INFORMATION PROVIDED |
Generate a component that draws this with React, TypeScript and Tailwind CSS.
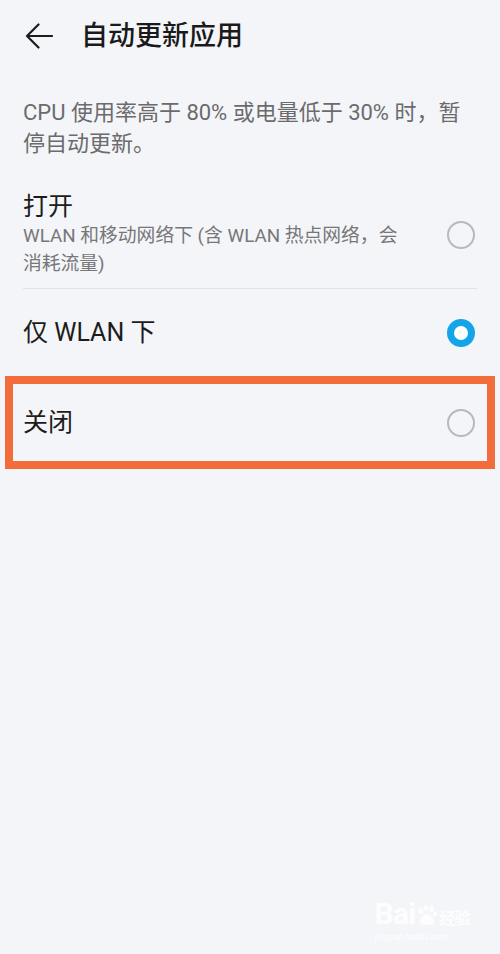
import React from 'react';

const FONT = { fontFamily: 'Roboto, "Noto Sans CJK SC", sans-serif' };

function Radio({ checked }: { checked?: boolean }) {
  if (checked) {
    return (
      <div className="w-[28px] h-[28px] rounded-full border-[7px] border-[#14a5e9] bg-white flex-shrink-0" />
    );
  }
  return <div className="w-[28px] h-[28px] rounded-full border-2 border-[#b9b9bc] flex-shrink-0" />;
}

export default function App() {
  return (
    <div className="relative w-[500px] h-[954px] bg-[#f4f5f8] overflow-hidden" style={FONT}>
      {/* Header */}
      <div className="h-[72px] flex items-center pl-[25px]">
        <svg width="28" height="26" viewBox="0 0 28 26" fill="none" className="mr-[28px]">
          <path d="M27 13H2M13.5 1.5L2 13l11.5 11.5" stroke="#1c1c1c" strokeWidth="2.2" strokeLinecap="round" strokeLinejoin="round" />
        </svg>
        <h1 className="text-[27px] font-medium text-[#1a1a1a] leading-none">自动更新应用</h1>
      </div>

      {/* Description */}
      <p className="mt-[25px] pl-[23px] pr-[15px] text-[22px] leading-[31px] text-[#6b6b6d]">
        CPU 使用率高于 80% 或电量低于 30% 时，暂<br />停自动更新。
      </p>

      {/* Options */}
      <div className="mt-[32px]">
        <div className="mx-[23px] pb-[10px] border-b border-[#e2e3e6] flex items-center">
          <div className="flex-1 min-w-0">
            <div className="text-[25px] leading-[31px] text-[#1c1c1c]">打开</div>
            <div className="text-[18.8px] leading-[28px] text-[#77777a]">
              WLAN 和移动网络下 (含 WLAN 热点网络，会<br />消耗流量)
            </div>
          </div>
          <div className="pr-[2px]">
            <Radio />
          </div>
        </div>

        <div className="h-[87px] pl-[23px] pr-[25px] flex items-center justify-between">
          <span className="text-[25px] text-[#1c1c1c]">仅 WLAN 下</span>
          <Radio checked />
        </div>

        <div className="mx-[5px] h-[93px] border-[8px] border-[#f36c3c] pl-[10px] pr-[12px] flex items-center justify-between">
          <span className="text-[25px] text-[#1c1c1c]">关闭</span>
          <Radio />
        </div>
      </div>

      {/* watermark */}
      <div className="absolute right-[30px] bottom-[10px] flex flex-col items-start text-white/80 select-none">
        <div className="flex items-end text-[30px] font-bold leading-none tracking-tight">
          Bai
          <svg width="22" height="22" viewBox="0 0 22 22" className="mx-[1px] mb-[3px]" fill="rgba(255,255,255,0.8)">
            <ellipse cx="5" cy="7" rx="2.4" ry="3" />
            <ellipse cx="10" cy="4" rx="2.4" ry="3" />
            <ellipse cx="15.5" cy="5" rx="2.4" ry="3" />
            <ellipse cx="19" cy="10" rx="2.2" ry="2.6" />
            <path d="M4 18c0-4 4-8 7-8s7 4 7 8c0 3-3 3-7 3s-7 0-7-3z" />
          </svg>
          <span className="text-[16px] leading-tight">经验</span>
        </div>
        <div className="text-[9px] mt-[2px]">jingyan.baidu.com</div>
      </div>
    </div>
  );
}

SHORT TASK | Give the material again exactly as it is, but keep the pictures out.

RESPONSE BELOW |
Generate a component that draws this with React, TypeScript and Tailwind CSS.
import React from 'react';

const FONT = { fontFamily: 'Roboto, "Noto Sans CJK SC", sans-serif' };

function Radio({ checked }: { checked?: boolean }) {
  if (checked) {
    return (
      <div className="w-[28px] h-[28px] rounded-full border-[7px] border-[#14a5e9] bg-white flex-shrink-0" />
    );
  }
  return <div className="w-[28px] h-[28px] rounded-full border-2 border-[#b9b9bc] flex-shrink-0" />;
}

export default function App() {
  return (
    <div className="relative w-[500px] h-[954px] bg-[#f4f5f8] overflow-hidden" style={FONT}>
      {/* Header */}
      <div className="h-[72px] flex items-center pl-[25px]">
        <svg width="28" height="26" viewBox="0 0 28 26" fill="none" className="mr-[28px]">
          <path d="M27 13H2M13.5 1.5L2 13l11.5 11.5" stroke="#1c1c1c" strokeWidth="2.2" strokeLinecap="round" strokeLinejoin="round" />
        </svg>
        <h1 className="text-[27px] font-medium text-[#1a1a1a] leading-none">自动更新应用</h1>
      </div>

      {/* Description */}
      <p className="mt-[25px] pl-[23px] pr-[15px] text-[22px] leading-[31px] text-[#6b6b6d]">
        CPU 使用率高于 80% 或电量低于 30% 时，暂<br />停自动更新。
      </p>

      {/* Options */}
      <div className="mt-[32px]">
        <div className="mx-[23px] pb-[10px] border-b border-[#e2e3e6] flex items-center">
          <div className="flex-1 min-w-0">
            <div className="text-[25px] leading-[31px] text-[#1c1c1c]">打开</div>
            <div className="text-[18.8px] leading-[28px] text-[#77777a]">
              WLAN 和移动网络下 (含 WLAN 热点网络，会<br />消耗流量)
            </div>
          </div>
          <div className="pr-[2px]">
            <Radio />
          </div>
        </div>

        <div className="h-[87px] pl-[23px] pr-[25px] flex items-center justify-between">
          <span className="text-[25px] text-[#1c1c1c]">仅 WLAN 下</span>
          <Radio checked />
        </div>

        <div className="mx-[5px] h-[93px] border-[8px] border-[#f36c3c] pl-[10px] pr-[12px] flex items-center justify-between">
          <span className="text-[25px] text-[#1c1c1c]">关闭</span>
          <Radio />
        </div>
      </div>

      {/* watermark */}
      <div className="absolute right-[30px] bottom-[10px] flex flex-col items-start text-white/80 select-none">
        <div className="flex items-end text-[30px] font-bold leading-none tracking-tight">
          Bai
          <svg width="22" height="22" viewBox="0 0 22 22" className="mx-[1px] mb-[3px]" fill="rgba(255,255,255,0.8)">
            <ellipse cx="5" cy="7" rx="2.4" ry="3" />
            <ellipse cx="10" cy="4" rx="2.4" ry="3" />
            <ellipse cx="15.5" cy="5" rx="2.4" ry="3" />
            <ellipse cx="19" cy="10" rx="2.2" ry="2.6" />
            <path d="M4 18c0-4 4-8 7-8s7 4 7 8c0 3-3 3-7 3s-7 0-7-3z" />
          </svg>
          <span className="text-[16px] leading-tight">经验</span>
        </div>
        <div className="text-[9px] mt-[2px]">jingyan.baidu.com</div>
      </div>
    </div>
  );
}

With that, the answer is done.